Journalistisches „Watergate“ in Nordirland?

Journalistisches „Watergate“ in Nordirland?

Mehrere Journalisten und Anwälte sollen in Nordirland von der Polizei abgehört worden sein. Das geht aus einem neuen Untersuchungsbericht hervor. Die National Union of Journalists, die britisch-nordirische Journalistengewerkschaft, sieht die Sicherheit von Journalisten und die freie Pressearbeit in Nordirland zunehmend bedroht.

Die in Belfast erscheinende Tageszeitung Irish News (IN) berichtet, dass über einen Zeitraum von drei Monaten mehr als 4.000 Telefongespräche und Messangernachrichten zwischen zwölf Journalisten sowie deren Standorte von der Polizei aufgezeichnet wurden.

Dies sei jedoch nur ein kleiner Teil der großangelegten Überwachung von Journalisten: „Immer mehr Details der riesigen Polizei-Schnüffeloperation, die sich auf die Gespräche zwischen Journalisten konzentrierte, kommen ans Licht“, schreibt Irish News.

Die Polizei beteuert, „die Überwachung von Journalisten sei in dem Bemühen durchgeführt worden, Missstände in den eigenen Reihen auszumerzen“. In diesem sogenannten McCullough-Bericht steht, dass die Polizei in Nordirland von 2011 bis 2024 insgesamt 823 Anträge auf Übermittlung von Kommunikationsdaten von Journalisten und Anwälte gestellt hat. Dazu gehören auch die beiden Investigativjournalisten Barry McCaffrey und Trevor Birney. Durchgeführt wurde das Abhören von den Kollegen in England.

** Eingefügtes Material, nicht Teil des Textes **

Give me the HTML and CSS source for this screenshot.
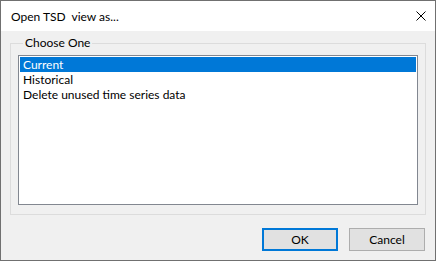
FILE: index.html
```html
<!DOCTYPE html>
<html>
<head>
<meta charset="utf-8">
<link rel="stylesheet" href="styles.css">
</head>
<body>
<div class="window">
  <div class="titlebar">
    <span class="title">Open TSD&nbsp; view as...</span>
    <svg class="close" width="10" height="10" viewBox="0 0 10 10">
      <path d="M0.5 0.5 L9.5 9.5 M9.5 0.5 L0.5 9.5" stroke="#000" stroke-width="1" fill="none"/>
    </svg>
  </div>
  <div class="content">
    <fieldset class="group">
      <legend class="legend">Choose One</legend>
      <div class="listbox">
        <div class="item selected">Current</div>
        <div class="item">Historical</div>
        <div class="item">Delete unused time series data</div>
      </div>
    </fieldset>
    <div class="buttons">
      <button class="btn default">OK</button>
      <button class="btn">Cancel</button>
    </div>
  </div>
</div>
</body>
</html>
```
FILE: styles.css
```css
html, body {
  margin: 0;
  padding: 0;
  background: #ffffff;
}
body {
  font-family: Lato, "Noto Sans", sans-serif;
  font-size: 12px;
  color: #000;
}
.window {
  width: 436px;
  height: 261px;
  box-sizing: border-box;
  border: 1px solid #707070;
  display: flex;
  flex-direction: column;
  background: #f0f0f0;
}
.titlebar {
  height: 30px;
  flex: none;
  background: #ffffff;
  display: flex;
  align-items: center;
  justify-content: space-between;
  padding: 0 9px 0 10px;
}
.title {
  line-height: 16px;
  white-space: pre;
  margin-top: 1px;
}
.close {
  display: block;
  margin-top: -1px;
}
.content {
  flex: 1;
  display: flex;
  flex-direction: column;
  padding: 4px 9px 0 9px;
}
.group {
  margin: 0;
  border: 1px solid #dcdcdc;
  padding: 4px 7px 9px 7px;
  min-width: 0;
}
.legend {
  padding: 0 2px;
  margin-left: 5px;
  line-height: 16px;
}
.listbox {
  height: 150px;
  box-sizing: border-box;
  border: 1px solid #828790;
  background: #ffffff;
  padding: 1px;
}
.item {
  height: 15px;
  line-height: 15px;
  padding-left: 3px;
  white-space: nowrap;
}
.item.selected {
  background: #0078d7;
  color: #ffffff;
}
.buttons {
  display: flex;
  justify-content: flex-end;
  gap: 11px;
  margin-top: 13px;
  padding-right: 1px;
}
.btn {
  width: 76px;
  height: 23px;
  box-sizing: border-box;
  background: #e1e1e1;
  border: 1px solid #adadad;
  font-family: Lato, "Noto Sans", sans-serif;
  font-size: 12px;
  color: #000;
  padding: 0;
  margin: 0;
}
.btn.default {
  border: 2px solid #0078d7;
}
```
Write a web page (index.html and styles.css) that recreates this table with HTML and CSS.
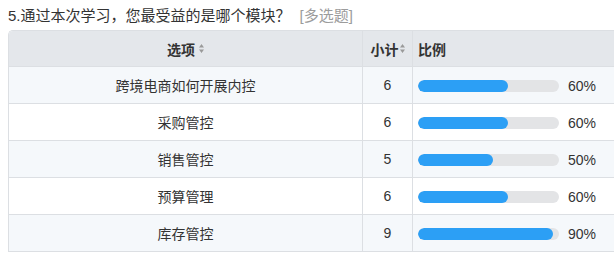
FILE: index.html
```html
<!DOCTYPE html>
<html lang="zh">
<head>
<meta charset="utf-8">
<title>问卷统计</title>
<link rel="stylesheet" href="styles.css">
</head>
<body>
<div class="question">5.通过本次学习，您最受益的是哪个模块？<span class="qtype">[多选题]</span></div>
<div class="table">
  <div class="row head">
    <div class="cell c1">选项<svg class="sort" width="5" height="9" viewBox="0 0 5 9"><path d="M2.5 0 L5 3.5 L0 3.5 Z M2.5 9 L5 5.5 L0 5.5 Z" fill="#9a9a9a"/></svg></div>
    <div class="cell c2">小计<svg class="sort" width="5" height="9" viewBox="0 0 5 9"><path d="M2.5 0 L5 3.5 L0 3.5 Z M2.5 9 L5 5.5 L0 5.5 Z" fill="#9a9a9a"/></svg></div>
    <div class="cell c3">比例</div>
  </div>
  <div class="row alt">
    <div class="cell c1">跨境电商如何开展内控</div>
    <div class="cell c2">6</div>
    <div class="cell c3"><div class="track"><div class="fill" style="width:90px"></div></div><span class="pct">60%</span></div>
  </div>
  <div class="row">
    <div class="cell c1">采购管控</div>
    <div class="cell c2">6</div>
    <div class="cell c3"><div class="track"><div class="fill" style="width:90px"></div></div><span class="pct">60%</span></div>
  </div>
  <div class="row alt">
    <div class="cell c1">销售管控</div>
    <div class="cell c2">5</div>
    <div class="cell c3"><div class="track"><div class="fill" style="width:75px"></div></div><span class="pct">50%</span></div>
  </div>
  <div class="row">
    <div class="cell c1">预算管理</div>
    <div class="cell c2">6</div>
    <div class="cell c3"><div class="track"><div class="fill" style="width:90px"></div></div><span class="pct">60%</span></div>
  </div>
  <div class="row alt">
    <div class="cell c1">库存管控</div>
    <div class="cell c2">9</div>
    <div class="cell c3"><div class="track"><div class="fill" style="width:135px"></div></div><span class="pct">90%</span></div>
  </div>
</div>
</body>
</html>
```

FILE: styles.css
```css
html, body {
  margin: 0;
  padding: 0;
  overflow: hidden;
  background: #ffffff;
}
body {
  font-family: "Liberation Sans", "Noto Sans CJK SC", sans-serif;
  font-size: 14px;
  color: #333333;
}
.question {
  margin: 5px 0 0 8px;
  font-size: 15px;
  line-height: 21px;
  white-space: nowrap;
}
.qtype {
  color: #9c9c9c;
  margin-left: 9px;
}
.table {
  margin: 4px 0 0 8px;
  width: 606px;
  border-left: 1px solid #dcdfe3;
  border-top: 1px solid #dcdfe3;
  border-top-left-radius: 5px;
  overflow: hidden;
}
.row {
  display: grid;
  grid-template-columns: 354px 50px 1fr;
  height: 37px;
  background: #ffffff;
}
.row.alt {
  background: #f5f8fb;
}
.row.head {
  height: 36px;
  background: #e4e7eb;
  font-weight: bold;
}
.cell {
  box-sizing: border-box;
  border-right: 1px solid #dcdfe3;
  border-bottom: 1px solid #dcdfe3;
  display: flex;
  align-items: center;
  padding: 0 5px;
  white-space: nowrap;
}
.c1, .c2 {
  justify-content: center;
}
.c2 {
  padding: 0;
}
.c3 {
  border-right: none;
}
.sort {
  margin-left: 4px;
  flex: none;
}
.c2 .sort {
  margin-left: 1px;
}
.track {
  width: 141px;
  height: 12px;
  border-radius: 6px;
  background: #e3e4e6;
  overflow: hidden;
  margin-top: 2px;
}
.fill {
  height: 12px;
  border-radius: 6px;
  background: #2c9ff5;
}
.pct {
  margin-left: 9px;
  margin-top: 2px;
}
```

Die National Union of Journalists (NUJ) ist zutiefst besorgt über das Ausmaß und den Umfang der aufgedeckten Überwachung und spricht von einem „journalistischen Watergate“. Der Bericht werfe grundlegende Fragen darüber auf, wie die Polizei Journalisten betrachtet und wie die offizielle Sichtweise auf die Rolle und Funktion von Journalisten in einer demokratischen Gesellschaft sei, so die NUJ. Eine Sorge, die auch der ÖJC ob dieser Entwicklung teilt.